Some organizations seem to run as smoothly as warm butter
dripping down a hot ear of corn. Others seem to lurch from crisis to crisis.
Ever wonder why?
All organizations, nonprofit and for-profit, have rough
spots. The difference is, some of them seem to be almost unable to function
unless everyone is in full panic mode. Others just tweak their plans and
everything goes on smoothly. Is there a difference in the type of crisis, or is
it the organization?
A crisis can be caused by a sudden external event such as
the unexpected loss of a major donor or client, but usually, there is some
warning that there's a problem.
If the warnings are ignored, then a minor incident becomes a
crisis.
There are two reasons why warnings are ignored. One is poor
planning. In established organizations that only happens once. From that point
on, someone in the organization starts looking beyond the ideal outcome, puts a
plan in place to list all the possible problems and designs a plan to deal with
them. If the organization is brand new, they stop and create a proper
operational plan.
Then there is the organization that never seems to learn.
While the circumstances of each crisis may be different, the outcome is the
same. Everybody has to drop their normal work and deal with the crisis. Then they
are behind in their work, and that creates another crisis, and the cycle
repeats itself ad infinitum.
This is usually a management issue. For instance, if there
is a report due to management and it takes several people to create it, the
person in charge forgets to tell someone that their input is needed, or fails
to communicate a delivery date for final review. If it is a decision, such as
whether to pursue a grant, they wait to make that decision until there is
barely enough time left to get it completed.
These people are crisis junkies. Either they simply don't
seem to be able to function without the adrenaline rush they get from managing
a crisis or they are bored with the advance planning needed to avoid it in the first
place. Maybe delegation is not something they do well. Occasionally they just
don't have the experience to be able to think ahead far enough to avoid
trouble.
Here is a real-world example illustrating both scenarios.
A printing company had grown rapidly, and its four-person
staff was struggling to get all the work done. Everyone was working nights,
weekends and holidays to try to stay caught up. Deadlines started to pile up, a
critical machine broke down, and
eventually an important deadline was missed.
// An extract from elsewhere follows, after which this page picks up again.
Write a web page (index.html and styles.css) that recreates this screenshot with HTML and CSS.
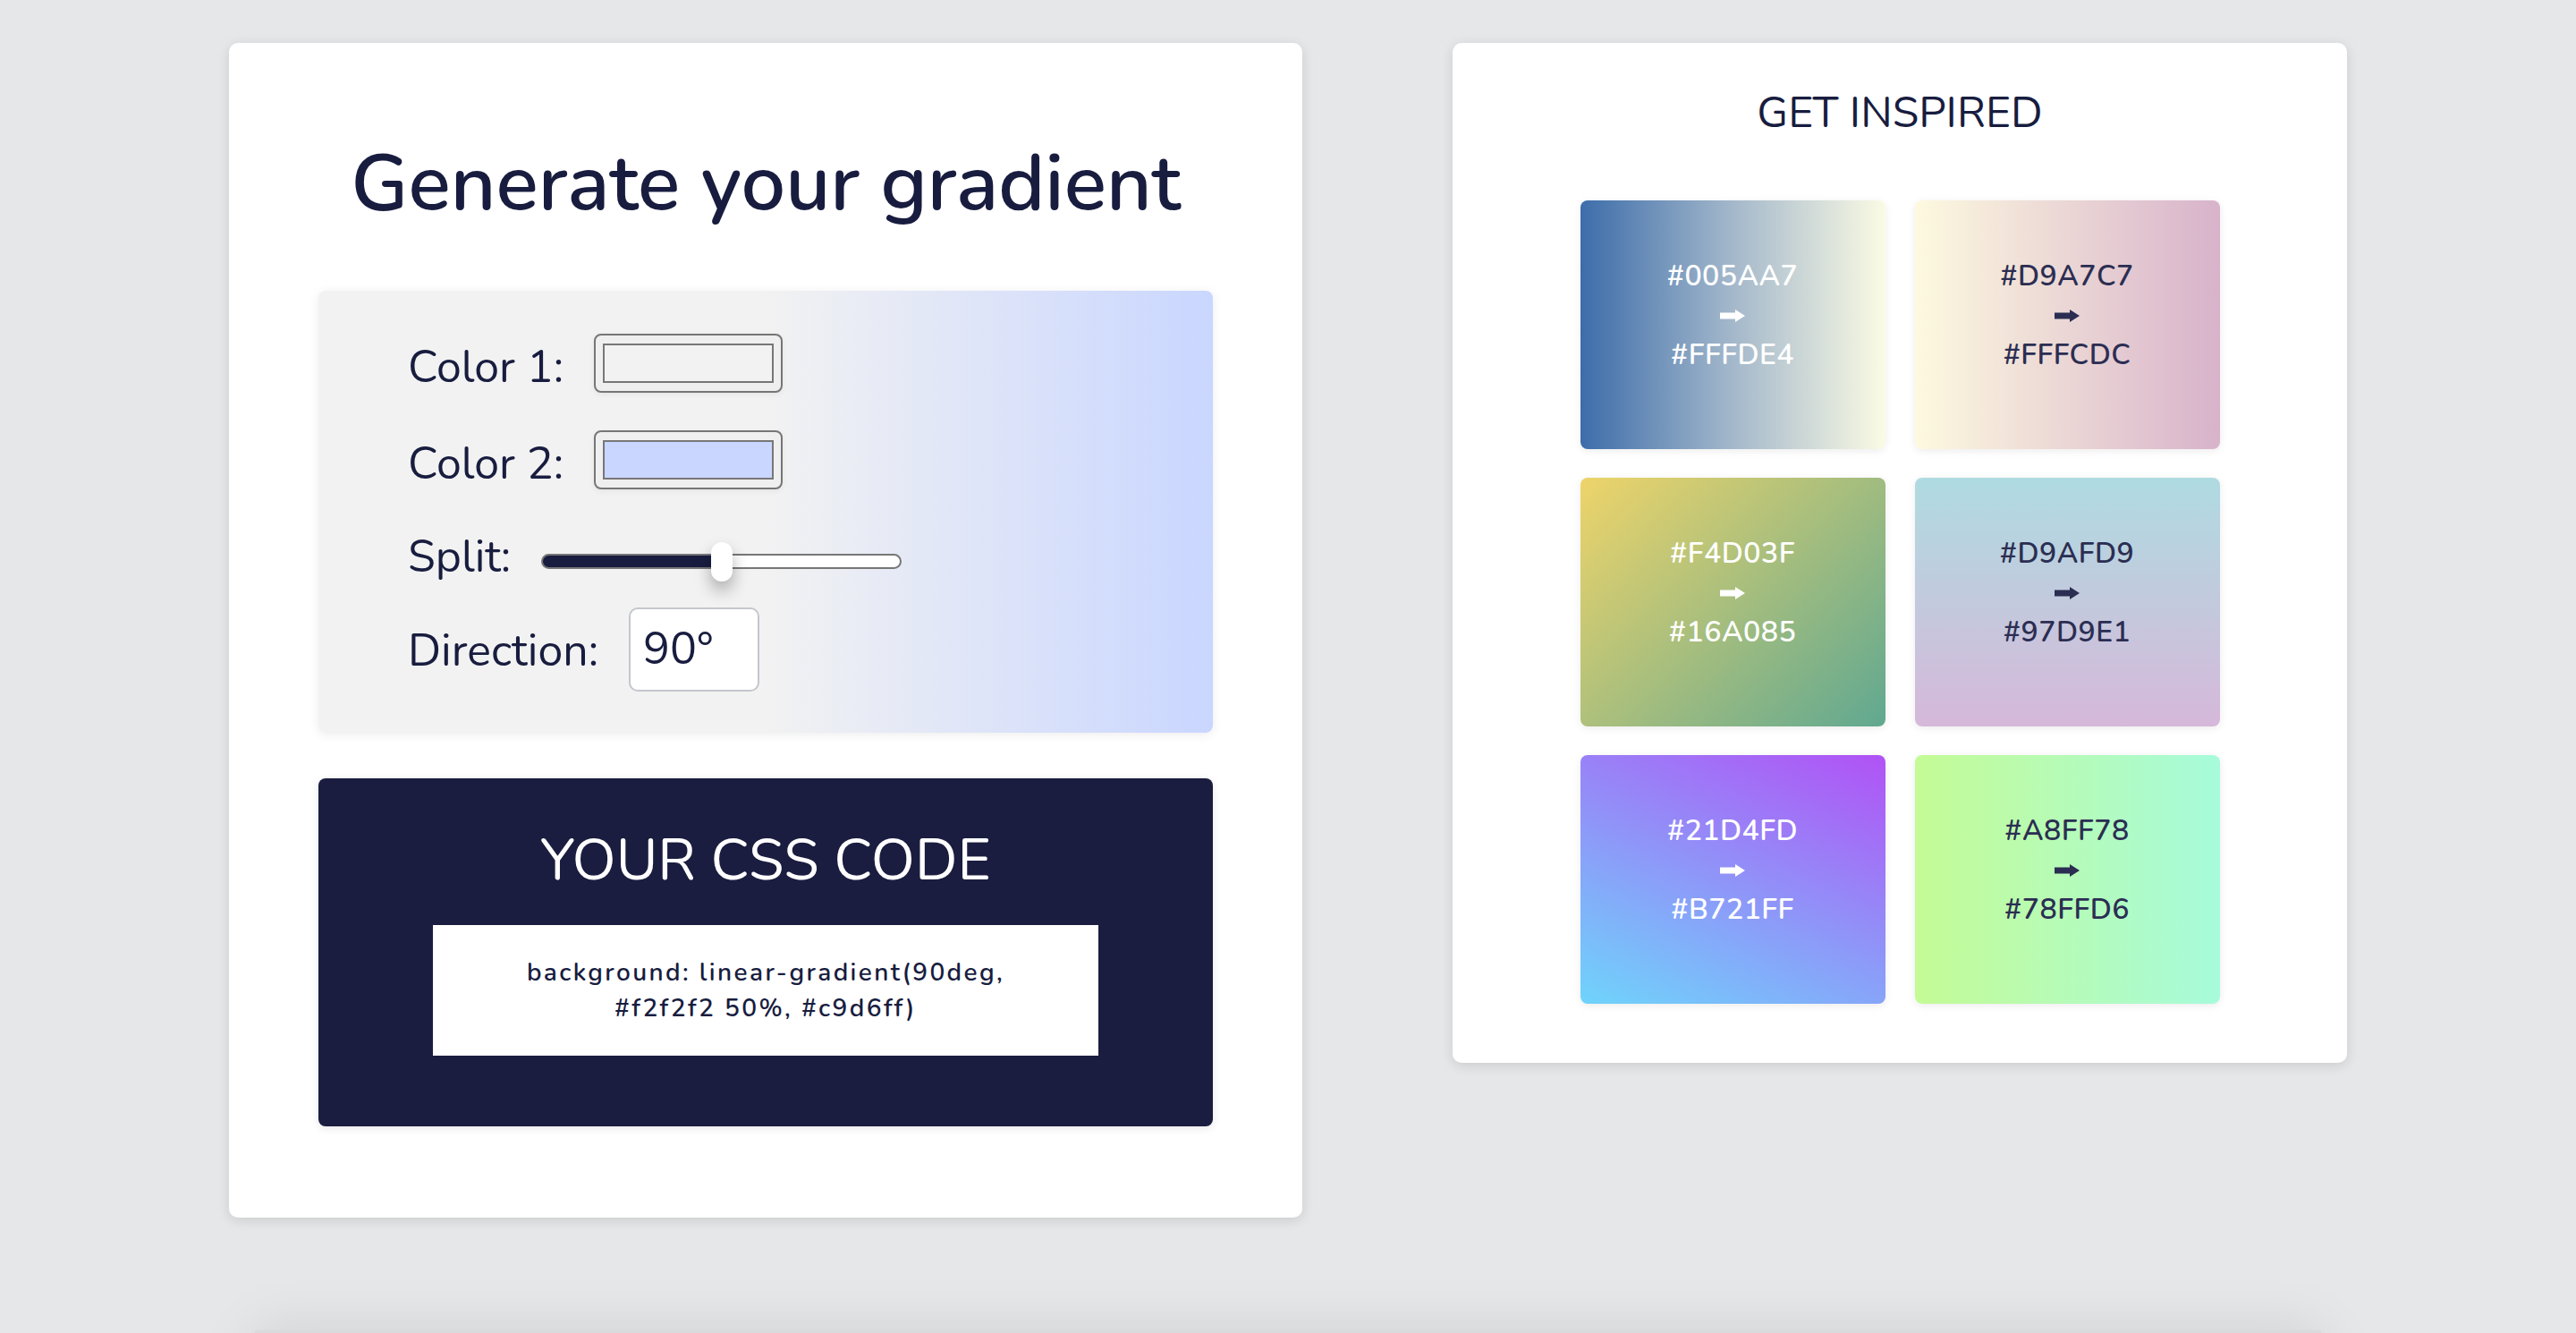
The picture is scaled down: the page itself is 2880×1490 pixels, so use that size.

This was an avoidable crisis. As soon as it became obvious
that there was more work than could be completed in a normal workday and it was
an ongoing condition, steps should have been taken to mitigate the problem. Maybe
that would have meant turning down work, asking for deadline extensions,
scheduling the work so that the deadlines didn't all hit at the same time, or
even hiring more staff, either permanently or on a temporary basis.
In the case
above, the manager didn't do any of those things, and the business lost an
important account. In this case it was determined that the manager had a hard
time delegating and preferred to step in himself and save the day. In short, he
was a crisis junkie.
While it would be easy to blame just the employee directly
in charge, upper management knew that he had a history of barely making
deadlines, his employees turned in a lot of overtime, and he constantly accepted more work than other
departments. Since it had always turned out all right in the past, no one
stepped in and handled the underlying problem. They simply assumed the best
outcome would always happen. When it didn't they professed to be surprised and
shocked.
The fix was fairly easy, if expensive. The company retained a
process review company that instituted weekly staff meetings, re-trained the
manager and hired someone to review the time cards and work-in-process reports
and check the floor periodically to be sure that the physical state of
production matched the reports. A specific amount of time was allocated each
week for machine maintenance, and a downtime allowance was added into the bid
planning. Gantt charting was done so that deadlines didn't pile up at the end
of the month. Connections were made with a staffing firm so that temporary help
could be added as needed.
Production improved, payroll costs were more controlled, and
most importantly employee morale skyrocketed.
Nonprofits are particularly prone to crisis management
because they traditionally operate in a culture of "do more with
less". If everything seems to be in a constant state of turmoil, sit down
and find out why. Don't ignore little things until they become unmanageable. If
you need more structure or better planning, make that a priority. If it's a
people problem, deal with that.
Don't let crisis management become a habit. No one ever
failed because they were too well managed.